◆ **Information supplied**:
★ ★ ★ ★ ★ ★ ★

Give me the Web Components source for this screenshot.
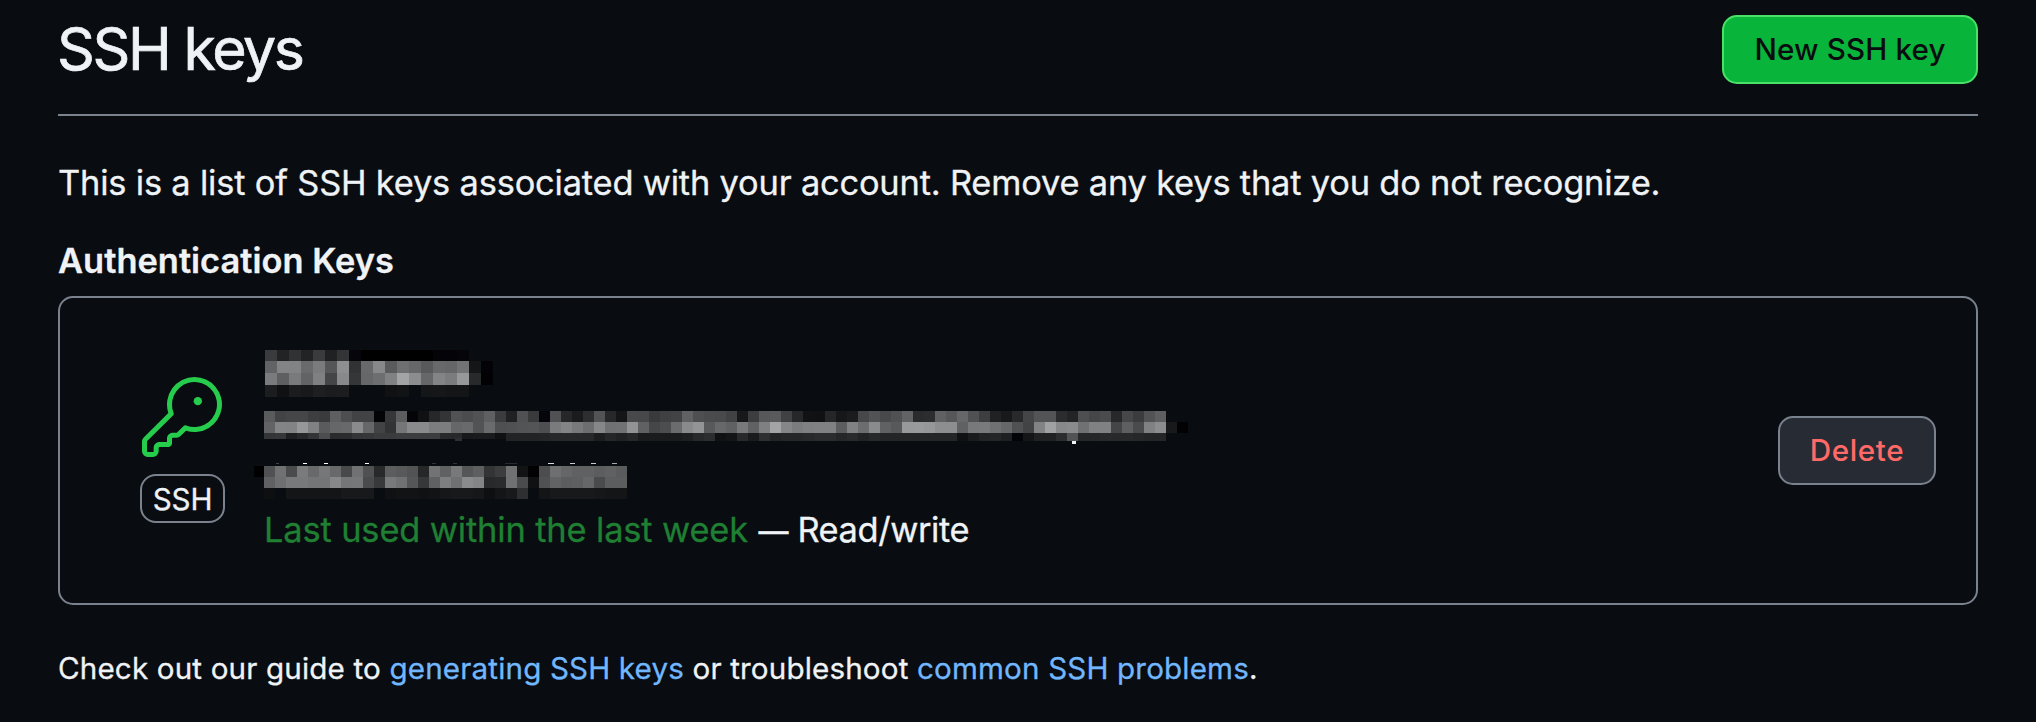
<!DOCTYPE html>
<html lang="en">
<head>
<meta charset="utf-8">
<title>SSH keys</title>
<style>
  body { margin: 0; background: #090c10; color: #f0f3f6; font-family: Inter, "Liberation Sans", sans-serif; font-weight: 400; -webkit-text-stroke: .3px currentColor; }
</style>
</head>
<body>
<settings-page></settings-page>

<template id="t-action-button">
  <style>
    :host { display: block; flex: none; }
    button {
      display: flex; align-items: center; justify-content: center; box-sizing: border-box;
      width: 100%; height: 69px; padding: 0 0 2px; border-radius: 15px; border: 2px solid #7a828e;
      background: #272b33; color: #ff6a69; font: 500 29.6px/40px Inter, "Liberation Sans", sans-serif;
      letter-spacing: .6px; -webkit-text-stroke: 0;
    }
    :host([variant="primary"]) button { background: #09b43a; border-color: #4ae168; color: #0a0c10; letter-spacing: .14px; }
  </style>
  <button type="button"><slot></slot></button>
</template>

<template id="t-page-header">
  <style>
    :host { display: flex; align-items: center; justify-content: space-between; height: 69px; padding: 15px 0 30px; border-bottom: 2px solid #7a828e; }
    h2 { margin: -2px 0 0 -1px; font-weight: 400; font-size: 59px; line-height: 69px; letter-spacing: -2.4px; -webkit-text-stroke: .7px currentColor; }
    action-button { width: 256px; }
  </style>
  <h2><slot></slot></h2>
  <action-button variant="primary"><slot name="action"></slot></action-button>
</template>

<template id="t-key-badge">
  <style>
    :host { display: flex; flex-direction: column; align-items: center; width: 85px; flex: none; padding-bottom: 1px; }
    svg { display: block; width: 80px; height: 80px; fill: #26cd4d; margin-right: 1px; }
    span { box-sizing: border-box; width: 85px; height: 49px; margin-top: 17px; border: 2px solid #7a828e; border-radius: 16px; font-size: 29.6px; line-height: 46px; text-align: center; letter-spacing: -.1px; }
  </style>
  <svg viewBox="0 0 24 24" aria-hidden="true">
    <path d="M16.75 8.5a1.25 1.25 0 1 0 0-2.5 1.25 1.25 0 0 0 0 2.5Z"/>
    <path d="M15.75 0a8.25 8.25 0 1 1-2.541 16.101l-1.636 1.636a1.744 1.744 0 0 1-1.237.513H9.25a.25.25 0 0 0-.25.25v1.448a.876.876 0 0 1-.256.619l-.214.213a.75.75 0 0 1-.545.22H5.25a.25.25 0 0 0-.25.25v1A1.75 1.75 0 0 1 3.25 24h-1.5A1.75 1.75 0 0 1 0 22.25v-2.836c0-.464.185-.908.513-1.236l7.386-7.388A8.249 8.249 0 0 1 15.75 0ZM9 8.25a6.733 6.733 0 0 0 .463 2.462.75.75 0 0 1-.168.804l-7.722 7.721a.25.25 0 0 0-.073.177v2.836c0 .138.112.25.25.25h1.5a.25.25 0 0 0 .25-.25v-1c0-.966.784-1.75 1.75-1.75H7.5v-1c0-.966.784-1.75 1.75-1.75h1.086a.25.25 0 0 0 .177-.073l1.971-1.972a.75.75 0 0 1 .804-.168A6.75 6.75 0 1 0 9 8.25Z"/>
  </svg>
  <span><slot></slot></span>
</template>

<template id="t-key-card">
  <style>
    :host { display: flex; align-items: center; box-sizing: border-box; height: 309px; padding: 0 40px 0 80px; border: 2px solid #7a828e; border-radius: 15px; }
    .details { flex: 1; margin-left: 29px; padding-top: 5px; }
    .row1 { margin: 0 0 14px 11px; }
    .row2 { margin: 0 0 18px 10px; }
    .row3 { margin: 0 0 3px 0; }
    .status { margin-left: 10px; font-size: 34.4px; line-height: 53px; white-space: nowrap; letter-spacing: -.4px; }
    .recent { color: #1f7f33; letter-spacing: -.135px; }
    .dash { font-size: 30px; line-height: 1; font-weight: 500; margin-left: 1px; }
    action-button { width: 158px; }
  </style>
  <key-badge>SSH</key-badge>
  <div class="details">
    <pixel-mosaic class="row1" data-kind="title"></pixel-mosaic>
    <pixel-mosaic class="row2" data-kind="fingerprint"></pixel-mosaic>
    <pixel-mosaic class="row3" data-kind="added"></pixel-mosaic>
    <div class="status"><span class="recent"><slot name="recent"></slot> </span><span class="dash">—</span> <slot name="access"></slot></div>
  </div>
  <action-button><slot name="action"></slot></action-button>
</template>

<template id="t-settings-page">
  <style>
    :host { display: block; box-sizing: border-box; height: 722px; padding: 0 58px; overflow: hidden; }
    p, h3 { margin: 0; white-space: nowrap; }
    .intro { margin-top: 40px; font-size: 34.4px; line-height: 53px; letter-spacing: -.185px; }
    h3 { margin: 25px 0 9px; font-size: 34.4px; line-height: 53px; font-weight: 600; letter-spacing: .03px; }
    .guide { margin-top: 41px; font-size: 29.6px; line-height: 45px; letter-spacing: .16px; }
    a { color: #71b7ff; text-decoration: none; -webkit-text-stroke: .3px #71b7ff; }
    .intro, .guide { -webkit-text-stroke-width: .3px; }
  </style>
  <page-header>SSH keys<span slot="action">New SSH key</span></page-header>
  <p class="intro">This is a list of SSH keys associated with your account. Remove any keys that you do not recognize.</p>
  <h3>Authentication Keys</h3>
  <key-card>
    <span slot="recent">Last used within the last week</span>
    <span slot="access">Read/write</span>
    <span slot="action">Delete</span>
  </key-card>
  <p class="guide">Check out our guide to <a href="#">generating SSH keys</a> or troubleshoot <a href="#">common SSH problems</a>.</p>
</template>

<script>
  // Each mosaic: cell width, drawing size, rows of [top, height, hex greys], single marks [x, y, w, h, colour].
  const MOSAICS = {
    title: { x: 0, cell: 12, width: 228, height: 47, rows: [
      [0, 11, '3a2231223a20330b00000000000008080a0c0c'],
      [11, 12, '628382697a558e3168875a6e66586865721507'],
      [23, 12, '7a5e79627f44883566 6d80a38c66837b972804'],
      [35, 12, '1c101b181e1b1c0c0c0c10120c151614140c0c']], ticks: [] },
    fingerprint: { x: 0, cell: 11, width: 924, height: 34, rows: [
      [0, 11, '5a4245453d3a5e4d4242 08365c09102633514b51 5f3b2050390b50261a2d 5227144847393f42604e 4a4941173c5759402611 1025161b47524850622a 2c605666503d20182844 53532b234e454a27463b 525e0c0c'],
      [11, 11, '62838296805a66688a66 42327589897c7c666952 6a4f5053544e7a83786d 8670719260454c6b8993 58676078607fa3857b7f 80805c806c8a60589899 968d8d60787970665042 82a0878a708080445e4a 808c1804'],
      [22, 6, '34361d26334c2a2b3436 3a3a3c3c3b3c2827181a 1a102222222427272727 1c2520261a1a1a1a1e27 2c1014281a2e22252528 2b2b2529222824242424 242424101a22241e0814 20202c52262528282826 2424'],
      [28, 2, '00000000000000000000 0000000000000000 0000 0000222222242727 2727 1c2520261a1a1a1a1e27 2c1014281a2e22252528 2b2b2529222824242424 242424101a22241e0814 20202c52262528282826 2424']],
      ticks: [[0, 28, 242, 2, '#090c10'], [191, 27, 7, 3, '#2c2f33'], [808, 30, 4, 3, '#f0f3f6']] },
    added: { x: 10, cell: 11, width: 374, height: 37, rows: [
      [3, 11, '50704a7a687668487050 285c5852267260785 55e 333c7012054c 6e6560605c605a'],
      [14, 11, '606e787874748775764a 38787055 36607e708a84 282a704a1050 625c5e664a5c5c'],
      [25, 11, '0e0c1414141414181818 0c101212101216181816 0e14182e0c14 18181818161414']],
      ticks: [[0, 3, 10, 11, '#000'], [22, 0, 3, 1, '#444'], [49, 0, 4, 1, '#fff'], [70, 0, 4, 1, '#fff'], [111, 0, 4, 1, '#fff'],
        [178, 0, 4, 1, '#333'], [199, 0, 4, 1, '#333'], [251, 0, 12, 1, '#2a2a2c'], [294, 0, 6, 1, '#ddd'],
        [316, 0, 5, 1, '#ccc'], [337, 0, 5, 1, '#ccc'], [358, 0, 5, 1, '#aaa']] }
  };

  class TemplateElement extends HTMLElement {
    constructor() {
      super();
      const source = document.getElementById('t-' + this.localName);
      this.attachShadow({ mode: 'open' }).append(source.content.cloneNode(true));
    }
  }

  class PixelMosaic extends HTMLElement {
    connectedCallback() {
      const m = MOSAICS[this.dataset.kind];
      let rects = '';
      for (const [y, h, greys] of m.rows) {
        greys.replace(/ /g, '').match(/../g).forEach((hex, i) => {
          if (hex === '0c') return; // page background shows through
          const g = parseInt(hex, 16);
          const fill = g < 12 ? `rgb(${g >> 1},${g >> 1},${g})` : `rgb(${g},${g + 1},${g + 3})`;
          rects += `<rect x="${m.x + i * m.cell}" y="${y}" width="${m.cell}" height="${h}" fill="${fill}"/>`;
        });
      }
      for (const [x, y, w, h, fill] of m.ticks) rects += `<rect x="${x}" y="${y}" width="${w}" height="${h}" fill="${fill}"/>`;
      const root = this.shadowRoot || this.attachShadow({ mode: 'open' });
      root.innerHTML = `<style>:host{display:block}svg{display:block;overflow:visible}</style>
        <svg width="${m.width}" height="${m.height}" shape-rendering="crispEdges" aria-hidden="true">${rects}</svg>`;
    }
  }

  customElements.define('pixel-mosaic', PixelMosaic);
  for (const name of ['action-button', 'key-badge', 'page-header', 'key-card', 'settings-page']) {
    customElements.define(name, class extends TemplateElement {});
  }
</script>
</body>
</html>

★ ★ ★ ★ ★ ★ ★

◆ **Work to be completed**: Leave out any pictures and return exactly the lines from the beginning of the data through the line with "<settings-page></settings-page>", inclusive.

◆ **Response below**:
Give me the Web Components source for this screenshot.
<!DOCTYPE html>
<html lang="en">
<head>
<meta charset="utf-8">
<title>SSH keys</title>
<style>
  body { margin: 0; background: #090c10; color: #f0f3f6; font-family: Inter, "Liberation Sans", sans-serif; font-weight: 400; -webkit-text-stroke: .3px currentColor; }
</style>
</head>
<body>
<settings-page></settings-page>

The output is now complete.